In most cases, though, the analysis of data requires some level of customization or data manipulation with the ultimate deliverable being some kind of analytical file that will be used for visualization. Typically, these files ,often referred to as pivot tables , represent a summarized view of the data. These pivot tables offer tremendous flexibility in allowing the user to create many different types of reports. The key, though, in building these reports , is to understand the basic concepts of business analysis. In other words, what are we measuring and how do we want to view these measurements(dimensions). Identifying what is to be measured and how we might want to view these measures is critical to the creation of any pivot able. The use of columnar and database compression technologies by firms within the business intelligence industry has yielded better tools to facilitate the development of a given solution. The increased granularity in terms of measures and dimensions of these data exploration tools allows the analyst to look at a much wider variety of options in attempting to solve a given business problem.

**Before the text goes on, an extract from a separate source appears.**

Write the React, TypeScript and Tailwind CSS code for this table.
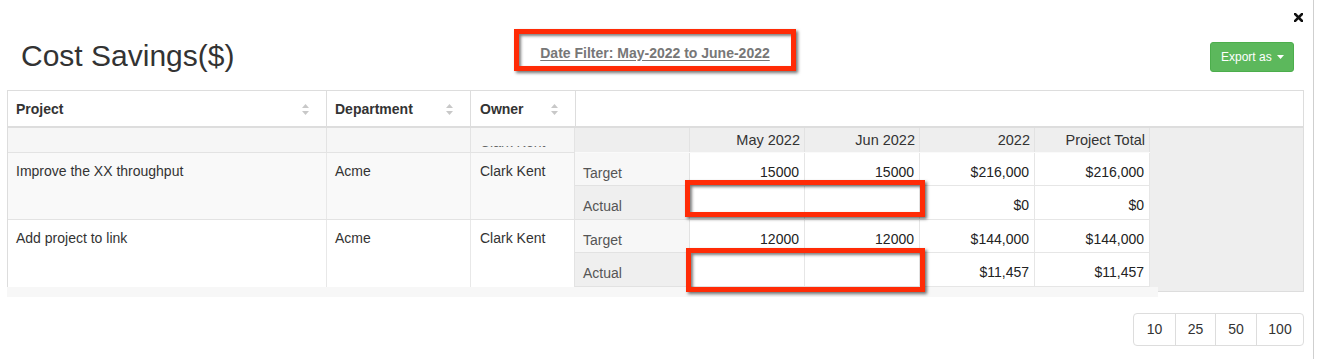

Data Visualization is not a solution but simply one of the many tools within the analyst’s arsenal or toolkit. With the right data visualization tools, more thought can then be spent on solving the problem and what data do I need to use to potentially solve this problem. Effective use of visualization is meaningless without the right data foundation.. Having the right data foundation, visualization can then be used to truly optimize the “story telling process” of analytics.